Okeechobee hyacinths

With the Bassmaster Classic Wild Card presented by Star Tron coming up this week, an understanding of Okeechobee's aquatic vegetation will be critical.

If your fall tournament schedule includes Lake Okeechobee, you need to understand the water hyacinth if you want to be competitive. Fishing a lake only once or twice a year does not allow you to appreciate the vegetation changes that occur on a month-to-month basis.

This year, state biologists on Okeechobee have been working to control the hyacinths that threaten acres of habitat flooded by high lake levels. Understandably, the Florida Fish and Wildlife Conservation Commission (FWC) lists the water hyacinth as the top plant of concern on the Big O this year. Six other plants of high concern are: cattails, torpedograss, tropical American watergrass, water lettuce, common reed and floating heart.

Many giant bass are caught from under floating hyacinth mats on Lake Okeechobee. But if hyacinths attract bass, why is the plant considered a problem weed and listed as a prohibited plant in Florida?

The simple answer is that the plant grows too fast, moves around too quickly and crushes native plants.

Water hyacinths on Lake Okeechobee are of the South American variety (Eichhornia crassipes), one of the fastest growing plants known worldwide. They have the ability to double in population in a matter of days. These floating plants grow up to three feet tall with equally long hanging roots that offer food and shelter to aquatic insects, crawfish, shrimp and minnows.

Low numbers of hyacinth plants teemwith aquatic life and offer excellent flippin’ targets. However, problems arise on windy days when enough plants blow across a lake to pile up and crush vegetation such as lilies, grasses, and bulrush. 

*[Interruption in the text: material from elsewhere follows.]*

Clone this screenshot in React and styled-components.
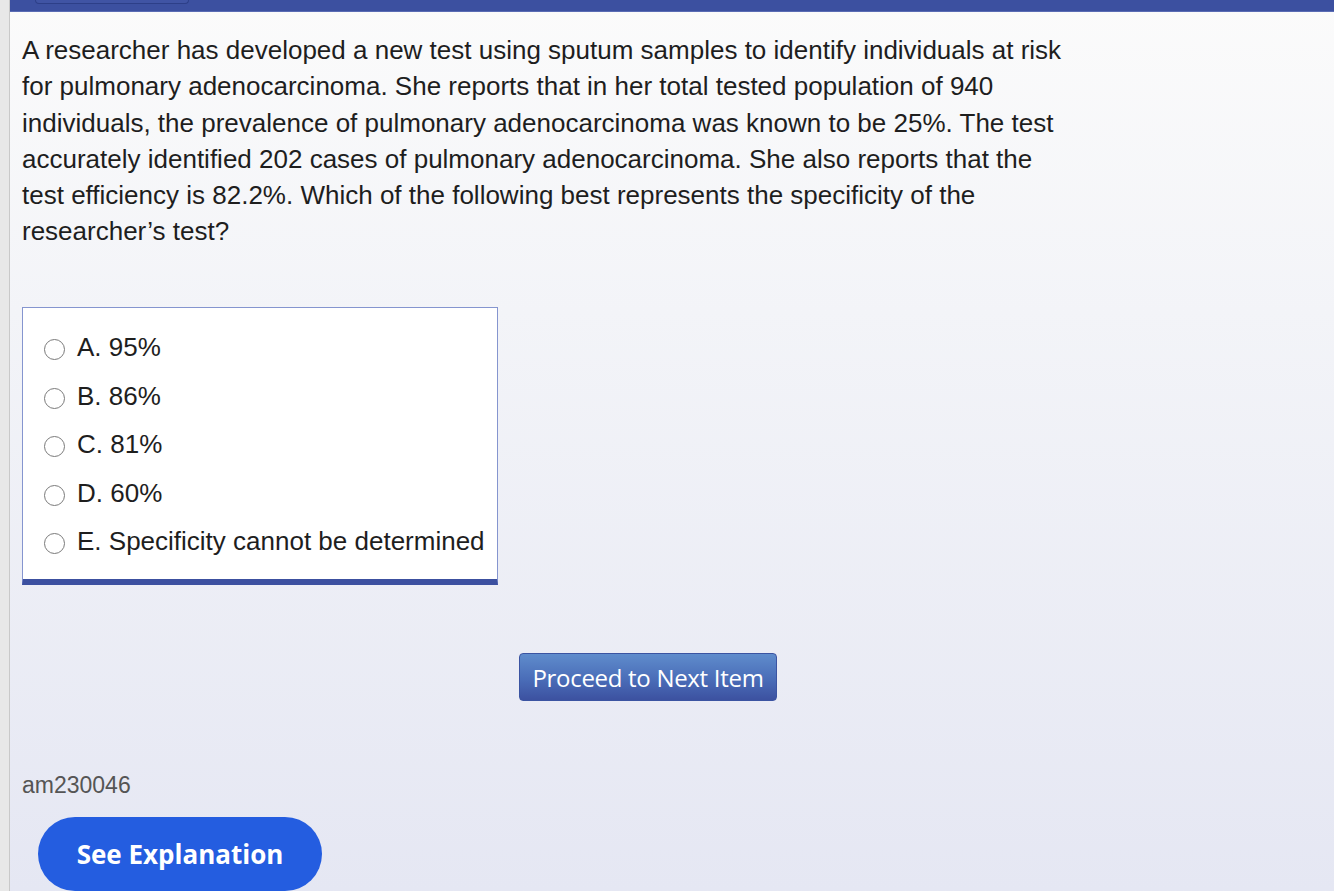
import styled, { createGlobalStyle } from "styled-components";

const GlobalStyle = createGlobalStyle`
  html, body {
    margin: 0;
    padding: 0;
    height: 100%;
  }
  body {
    font-family: "Liberation Sans", Arial, sans-serif;
    overflow: hidden;
  }
`;

const Page = styled.div`
  display: flex;
  height: 891px;
  width: 1334px;
`;

const SideStrip = styled.div`
  width: 9px;
  flex-shrink: 0;
  background: #e8e8e8;
  border-right: 1px solid #c9c9c9;
`;

const Main = styled.div`
  flex: 1;
  display: flex;
  flex-direction: column;
  background: linear-gradient(to bottom, #fbfbfb 0%, #f3f4f8 35%, #e5e7f3 100%);
`;

const TopBar = styled.div`
  height: 13px;
  background: #3c50a0;
  border-bottom: 1px solid #5a6cb4;
  padding-left: 25px;
`;

const TabStub = styled.div`
  width: 152px;
  height: 3px;
  border: 1px solid #2d3f88;
  border-top: none;
  border-radius: 0 0 6px 6px;
  background: #4054a4;
`;

const Content = styled.div`
  padding: 20px 0 0 12px;
  display: flex;
  flex-direction: column;
`;

const Question = styled.p`
  margin: 0;
  width: 1050px;
  font-size: 26px;
  line-height: 36.2px;
  color: #1e1e1e;
`;

const Choices = styled.div`
  margin-top: 57px;
  width: 476px;
  box-sizing: border-box;
  background: #fff;
  border: 1px solid #8595cf;
  border-bottom: 6px solid #3c50a0;
  padding: 16px 0 13px 21px;
`;

const Choice = styled.label`
  display: flex;
  align-items: center;
  height: 48.5px;
  font-size: 26px;
  color: #1e1e1e;
  white-space: nowrap;
`;

const Radio = styled.span`
  width: 19px;
  height: 19px;
  border: 1.5px solid #7a7a7a;
  border-radius: 50%;
  margin-top: 4px;
  margin-right: 12px;
  flex-shrink: 0;
  background: #fff;
`;

const ButtonRow = styled.div`
  width: 1252px;
  display: flex;
  justify-content: center;
  margin-top: 68px;
`;

const NextButton = styled.button`
  width: 258px;
  height: 48px;
  border: 1px solid #3b54a2;
  border-radius: 4px;
  background: linear-gradient(to bottom, #5f8ccc 0%, #4a6db8 55%, #3c51a0 100%);
  color: #fff;
  font-family: "Open Sans", sans-serif;
  font-size: 24px;
  letter-spacing: -0.3px;
  padding: 0;
`;

const ItemId = styled.div`
  margin-top: 71px;
  font-size: 23px;
  line-height: 26px;
  color: #555;
`;

const ExplainButton = styled.button`
  margin-top: 19px;
  margin-left: 16px;
  width: 284px;
  height: 74px;
  border: none;
  border-radius: 37px;
  background: #245de0;
  color: #fff;
  font-family: "Open Sans", sans-serif;
  font-weight: 700;
  font-size: 26px;
  padding: 0;
`;

const choices = [
  "A. 95%",
  "B. 86%",
  "C. 81%",
  "D. 60%",
  "E. Specificity cannot be determined",
];

export default function App() {
  return (
    <>
      <GlobalStyle />
      <Page>
        <SideStrip />
        <Main>
          <TopBar>
            <TabStub />
          </TopBar>
          <Content>
            <Question>
              A researcher has developed a new test using sputum samples to
              identify individuals at risk for pulmonary adenocarcinoma. She
              reports that in her total tested population of 940 individuals,
              the prevalence of pulmonary adenocarcinoma was known to be 25%.
              The test accurately identified 202 cases of pulmonary
              adenocarcinoma. She also reports that the test efficiency is
              82.2%. Which of the following best represents the specificity of
              the researcher’s test?
            </Question>

            <Choices>
              {choices.map((c) => (
                <Choice key={c}>
                  <Radio />
                  {c}
                </Choice>
              ))}
            </Choices>

            <ButtonRow>
              <NextButton>Proceed to Next Item</NextButton>
            </ButtonRow>

            <ItemId>am230046</ItemId>
            <ExplainButton>See Explanation</ExplainButton>
          </Content>
        </Main>
      </Page>
    </>
  );
}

Research by the University of Florida’s Center for Aquatic and Invasive Plant shows an acre of healthy water hyacinths can weigh two hundred tons! These wind-packed floating mats can cover acres of habitat, and not even a two-ounce flippin’ weight will punch through to any bass underneath them.

When hyacinths become thick enough to cover native plants, sunlight is blocked to the water below. In the absence of sunlight, crushed plants decay and stop producing oxygen beneath the mats. Crawfish and shrimp that once thrived in the hyacinth roots are forced to leave. They seek habitat with adequate oxygen along the outer edges of the floating vegetation. While we all like it when bass concentrate on outer edges where we can catch them better, aquatic life deep underneath floating mats is dying a slow death.

If the floating mats blow out of an infested area, they often leave behind a bare lake bottom easily muddied by wind. This causes an equally destructive problem: muddy water stops sunlight from reaching other vegetation trying to survive.

Did you know that mud particles fertilize the water with nearly 10 times the normal level of nutrients? This spurs algae blooms. While shad eat algae and are attracted to these wind-blown shorelines, muddy water is the extreme that too often causes our Florida-strain bass to stop biting.

Lake vegetation managers work hard to avoid letting hyacinth mats get dense enough to be destructive. This control is often controversial, but without it dense hyacinth mats are impassable for boats and nearly unfishable, except for a few feet on the outside edge.

Next time floating vegetation blows into your fishing area, be sure to flip a weedless bait into it, but appreciate that the benefit is short lived, and without control floating hyacinths risk destroying much of our lake’s critical habitat.